### Task requirements
Using the listing below, extract each line that has the word "this" in it.

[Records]

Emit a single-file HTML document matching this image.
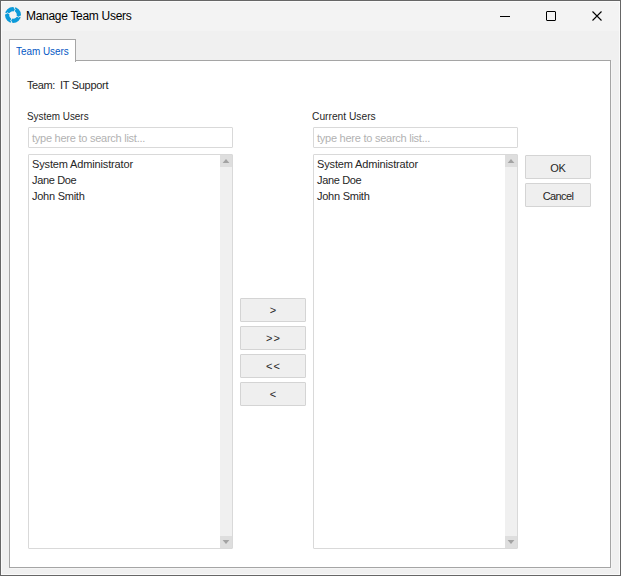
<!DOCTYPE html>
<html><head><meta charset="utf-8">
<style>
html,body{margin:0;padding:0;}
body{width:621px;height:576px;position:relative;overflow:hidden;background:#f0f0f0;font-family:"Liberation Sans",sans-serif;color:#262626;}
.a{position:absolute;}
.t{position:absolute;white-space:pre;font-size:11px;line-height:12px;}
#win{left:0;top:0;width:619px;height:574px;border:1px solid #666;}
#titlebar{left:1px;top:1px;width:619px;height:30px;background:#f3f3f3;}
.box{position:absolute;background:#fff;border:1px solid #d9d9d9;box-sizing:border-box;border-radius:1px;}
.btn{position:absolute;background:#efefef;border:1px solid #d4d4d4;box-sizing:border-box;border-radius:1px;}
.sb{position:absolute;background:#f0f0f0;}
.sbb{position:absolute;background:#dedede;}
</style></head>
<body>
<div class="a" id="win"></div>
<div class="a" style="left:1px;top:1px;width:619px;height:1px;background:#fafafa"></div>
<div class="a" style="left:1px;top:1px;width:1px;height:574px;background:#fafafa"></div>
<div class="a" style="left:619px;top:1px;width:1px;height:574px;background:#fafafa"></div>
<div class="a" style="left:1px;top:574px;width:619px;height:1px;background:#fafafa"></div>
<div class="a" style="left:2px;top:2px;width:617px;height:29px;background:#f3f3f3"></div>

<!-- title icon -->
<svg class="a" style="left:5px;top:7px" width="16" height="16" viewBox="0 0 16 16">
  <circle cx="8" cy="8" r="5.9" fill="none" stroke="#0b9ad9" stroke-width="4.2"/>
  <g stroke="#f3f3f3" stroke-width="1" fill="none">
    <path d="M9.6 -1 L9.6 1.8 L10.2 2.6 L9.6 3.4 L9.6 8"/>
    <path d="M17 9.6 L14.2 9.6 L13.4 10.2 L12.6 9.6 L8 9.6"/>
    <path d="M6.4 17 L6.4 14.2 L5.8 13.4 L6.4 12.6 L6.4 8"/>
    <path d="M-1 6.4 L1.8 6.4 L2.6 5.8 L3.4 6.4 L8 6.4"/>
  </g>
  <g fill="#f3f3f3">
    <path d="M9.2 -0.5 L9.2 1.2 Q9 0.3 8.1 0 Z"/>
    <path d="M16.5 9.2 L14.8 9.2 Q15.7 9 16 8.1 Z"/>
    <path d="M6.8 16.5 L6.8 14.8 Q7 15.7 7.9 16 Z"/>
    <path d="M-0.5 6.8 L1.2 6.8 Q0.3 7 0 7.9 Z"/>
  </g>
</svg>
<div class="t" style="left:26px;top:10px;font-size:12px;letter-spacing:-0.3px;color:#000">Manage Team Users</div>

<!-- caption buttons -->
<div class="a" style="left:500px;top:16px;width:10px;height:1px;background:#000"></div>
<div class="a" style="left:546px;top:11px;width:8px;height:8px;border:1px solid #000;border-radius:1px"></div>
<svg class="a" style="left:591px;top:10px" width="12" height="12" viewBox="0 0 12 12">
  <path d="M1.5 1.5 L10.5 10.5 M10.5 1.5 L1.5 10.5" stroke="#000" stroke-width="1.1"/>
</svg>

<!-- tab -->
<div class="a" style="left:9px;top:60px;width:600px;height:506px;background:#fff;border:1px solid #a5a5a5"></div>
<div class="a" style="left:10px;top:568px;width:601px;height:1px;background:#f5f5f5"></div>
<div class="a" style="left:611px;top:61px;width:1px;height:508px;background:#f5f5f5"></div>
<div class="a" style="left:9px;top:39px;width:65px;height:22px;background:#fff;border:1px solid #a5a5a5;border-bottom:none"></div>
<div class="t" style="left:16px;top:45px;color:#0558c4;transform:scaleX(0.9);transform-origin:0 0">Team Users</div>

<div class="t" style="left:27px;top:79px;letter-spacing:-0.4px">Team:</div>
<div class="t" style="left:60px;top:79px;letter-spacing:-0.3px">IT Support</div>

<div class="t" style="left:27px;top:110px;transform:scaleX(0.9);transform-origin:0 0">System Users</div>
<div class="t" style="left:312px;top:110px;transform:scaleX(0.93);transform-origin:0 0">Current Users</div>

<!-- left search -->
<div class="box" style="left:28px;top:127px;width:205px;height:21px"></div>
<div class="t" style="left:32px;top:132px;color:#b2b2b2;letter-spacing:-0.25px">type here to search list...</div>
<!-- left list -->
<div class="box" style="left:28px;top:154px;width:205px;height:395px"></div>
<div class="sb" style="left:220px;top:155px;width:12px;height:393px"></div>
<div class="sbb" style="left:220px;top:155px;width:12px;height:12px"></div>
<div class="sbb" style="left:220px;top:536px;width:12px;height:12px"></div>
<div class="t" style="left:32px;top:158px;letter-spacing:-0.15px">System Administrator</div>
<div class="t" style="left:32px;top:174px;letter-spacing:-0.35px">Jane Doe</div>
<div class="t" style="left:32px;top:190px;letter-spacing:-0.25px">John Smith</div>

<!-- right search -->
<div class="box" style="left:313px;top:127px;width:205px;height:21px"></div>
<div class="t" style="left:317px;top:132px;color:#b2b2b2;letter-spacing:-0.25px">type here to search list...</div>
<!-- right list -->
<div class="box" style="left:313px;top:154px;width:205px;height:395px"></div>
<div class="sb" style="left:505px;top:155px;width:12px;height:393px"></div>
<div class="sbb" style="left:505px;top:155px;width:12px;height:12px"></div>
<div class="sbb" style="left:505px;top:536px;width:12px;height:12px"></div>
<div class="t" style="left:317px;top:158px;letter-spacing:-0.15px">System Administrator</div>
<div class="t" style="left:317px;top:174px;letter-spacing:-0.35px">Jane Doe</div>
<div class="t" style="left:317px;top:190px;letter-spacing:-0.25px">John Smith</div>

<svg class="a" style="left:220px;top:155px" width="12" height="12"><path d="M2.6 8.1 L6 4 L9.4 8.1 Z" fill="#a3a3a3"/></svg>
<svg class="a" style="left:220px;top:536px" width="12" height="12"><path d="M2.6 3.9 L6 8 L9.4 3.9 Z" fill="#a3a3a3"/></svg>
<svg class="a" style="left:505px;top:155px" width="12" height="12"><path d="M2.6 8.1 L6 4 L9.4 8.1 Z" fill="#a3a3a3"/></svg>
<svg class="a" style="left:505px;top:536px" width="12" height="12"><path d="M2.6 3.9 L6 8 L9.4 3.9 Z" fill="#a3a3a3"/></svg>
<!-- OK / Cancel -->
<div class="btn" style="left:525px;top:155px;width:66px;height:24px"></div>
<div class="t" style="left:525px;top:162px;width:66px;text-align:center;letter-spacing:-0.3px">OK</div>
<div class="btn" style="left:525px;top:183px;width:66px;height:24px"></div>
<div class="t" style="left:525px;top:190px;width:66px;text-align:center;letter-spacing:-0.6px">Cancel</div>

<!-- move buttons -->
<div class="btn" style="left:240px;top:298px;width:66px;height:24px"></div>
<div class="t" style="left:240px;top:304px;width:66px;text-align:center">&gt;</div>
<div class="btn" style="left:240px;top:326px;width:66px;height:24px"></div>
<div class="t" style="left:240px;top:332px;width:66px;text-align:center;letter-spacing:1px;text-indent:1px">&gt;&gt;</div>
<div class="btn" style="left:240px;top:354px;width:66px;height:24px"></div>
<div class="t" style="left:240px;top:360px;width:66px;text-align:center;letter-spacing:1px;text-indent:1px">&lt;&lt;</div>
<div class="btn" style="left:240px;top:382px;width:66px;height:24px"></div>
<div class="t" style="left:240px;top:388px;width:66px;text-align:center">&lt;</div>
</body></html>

---

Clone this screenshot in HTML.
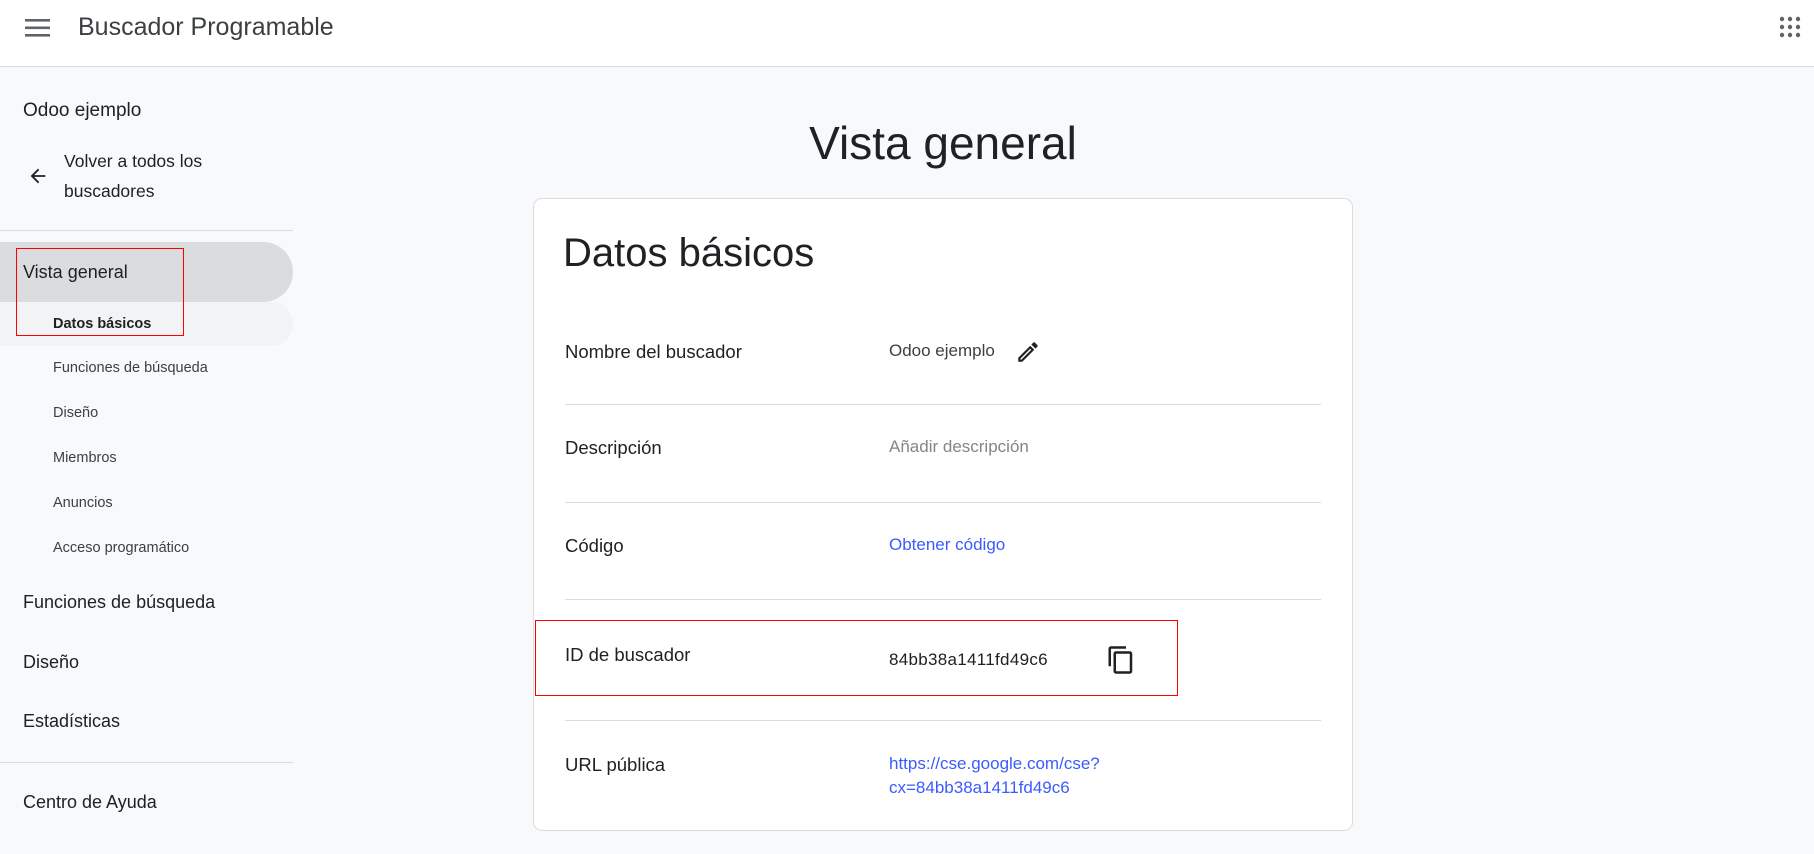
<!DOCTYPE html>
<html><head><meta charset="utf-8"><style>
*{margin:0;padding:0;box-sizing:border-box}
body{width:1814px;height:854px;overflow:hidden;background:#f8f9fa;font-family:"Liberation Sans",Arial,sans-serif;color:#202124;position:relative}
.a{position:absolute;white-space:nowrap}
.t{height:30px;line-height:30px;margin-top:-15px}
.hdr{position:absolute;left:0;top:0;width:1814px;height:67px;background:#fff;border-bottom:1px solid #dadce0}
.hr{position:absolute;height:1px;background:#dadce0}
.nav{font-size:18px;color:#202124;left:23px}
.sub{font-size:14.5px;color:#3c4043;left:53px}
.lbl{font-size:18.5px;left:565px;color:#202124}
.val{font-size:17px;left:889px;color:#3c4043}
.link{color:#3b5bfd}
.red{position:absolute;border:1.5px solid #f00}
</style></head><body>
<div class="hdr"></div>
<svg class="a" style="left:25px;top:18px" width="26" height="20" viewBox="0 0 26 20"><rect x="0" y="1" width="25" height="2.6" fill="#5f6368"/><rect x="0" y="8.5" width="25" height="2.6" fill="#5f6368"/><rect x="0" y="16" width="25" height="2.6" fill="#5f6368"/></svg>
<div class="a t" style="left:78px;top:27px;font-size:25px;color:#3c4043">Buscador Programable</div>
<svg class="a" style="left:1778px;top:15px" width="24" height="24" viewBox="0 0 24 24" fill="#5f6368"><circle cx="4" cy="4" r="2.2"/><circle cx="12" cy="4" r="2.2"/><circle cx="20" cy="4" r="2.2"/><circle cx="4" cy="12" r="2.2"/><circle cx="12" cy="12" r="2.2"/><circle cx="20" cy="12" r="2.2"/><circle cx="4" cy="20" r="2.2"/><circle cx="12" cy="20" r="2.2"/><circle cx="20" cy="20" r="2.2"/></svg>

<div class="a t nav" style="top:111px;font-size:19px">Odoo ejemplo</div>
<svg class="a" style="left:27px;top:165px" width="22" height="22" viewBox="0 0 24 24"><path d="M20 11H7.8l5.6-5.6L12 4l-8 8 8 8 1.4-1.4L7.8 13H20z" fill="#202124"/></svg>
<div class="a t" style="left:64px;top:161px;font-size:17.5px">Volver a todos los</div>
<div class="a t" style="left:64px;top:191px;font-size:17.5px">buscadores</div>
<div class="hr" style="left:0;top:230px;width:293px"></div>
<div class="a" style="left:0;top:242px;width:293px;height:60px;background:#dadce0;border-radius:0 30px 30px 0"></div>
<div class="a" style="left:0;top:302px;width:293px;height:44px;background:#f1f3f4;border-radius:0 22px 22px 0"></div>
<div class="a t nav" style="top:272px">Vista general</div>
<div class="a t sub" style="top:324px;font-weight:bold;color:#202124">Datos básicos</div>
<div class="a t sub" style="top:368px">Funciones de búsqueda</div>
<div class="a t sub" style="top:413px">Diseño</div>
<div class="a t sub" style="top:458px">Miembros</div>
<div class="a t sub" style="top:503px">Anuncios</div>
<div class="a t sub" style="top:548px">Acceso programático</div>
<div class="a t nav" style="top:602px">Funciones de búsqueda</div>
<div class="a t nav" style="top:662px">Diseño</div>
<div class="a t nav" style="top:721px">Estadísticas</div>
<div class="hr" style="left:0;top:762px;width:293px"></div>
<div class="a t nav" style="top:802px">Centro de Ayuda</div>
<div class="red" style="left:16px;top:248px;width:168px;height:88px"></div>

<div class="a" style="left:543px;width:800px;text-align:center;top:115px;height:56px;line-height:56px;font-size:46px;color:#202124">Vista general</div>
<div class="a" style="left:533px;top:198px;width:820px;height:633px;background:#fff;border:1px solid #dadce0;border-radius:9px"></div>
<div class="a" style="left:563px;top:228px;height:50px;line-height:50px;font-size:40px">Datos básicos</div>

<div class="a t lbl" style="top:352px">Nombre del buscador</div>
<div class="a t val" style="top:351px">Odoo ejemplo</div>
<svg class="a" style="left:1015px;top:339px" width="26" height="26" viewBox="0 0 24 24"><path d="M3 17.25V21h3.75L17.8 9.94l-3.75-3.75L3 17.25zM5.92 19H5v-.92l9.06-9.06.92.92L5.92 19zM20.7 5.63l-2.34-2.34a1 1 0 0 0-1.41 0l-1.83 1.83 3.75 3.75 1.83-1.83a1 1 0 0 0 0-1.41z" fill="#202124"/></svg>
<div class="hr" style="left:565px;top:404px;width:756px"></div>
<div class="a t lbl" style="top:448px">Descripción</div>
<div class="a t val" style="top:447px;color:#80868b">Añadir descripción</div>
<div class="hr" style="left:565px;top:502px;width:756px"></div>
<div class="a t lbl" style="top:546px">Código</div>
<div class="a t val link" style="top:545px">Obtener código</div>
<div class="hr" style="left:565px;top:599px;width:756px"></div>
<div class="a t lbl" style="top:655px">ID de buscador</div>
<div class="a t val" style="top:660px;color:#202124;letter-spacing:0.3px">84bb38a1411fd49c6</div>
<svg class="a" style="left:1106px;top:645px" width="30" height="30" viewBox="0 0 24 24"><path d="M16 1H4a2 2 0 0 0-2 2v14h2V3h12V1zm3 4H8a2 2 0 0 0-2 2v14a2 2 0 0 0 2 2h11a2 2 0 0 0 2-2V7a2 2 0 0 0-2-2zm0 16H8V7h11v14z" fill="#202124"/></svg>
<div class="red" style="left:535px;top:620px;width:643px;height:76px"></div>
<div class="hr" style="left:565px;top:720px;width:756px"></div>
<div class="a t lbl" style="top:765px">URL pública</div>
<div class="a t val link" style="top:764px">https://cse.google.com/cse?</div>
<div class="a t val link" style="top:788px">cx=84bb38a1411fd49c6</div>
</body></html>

### Full response
Emit a single-file HTML document matching this image.
Clone this screenshot in HTML.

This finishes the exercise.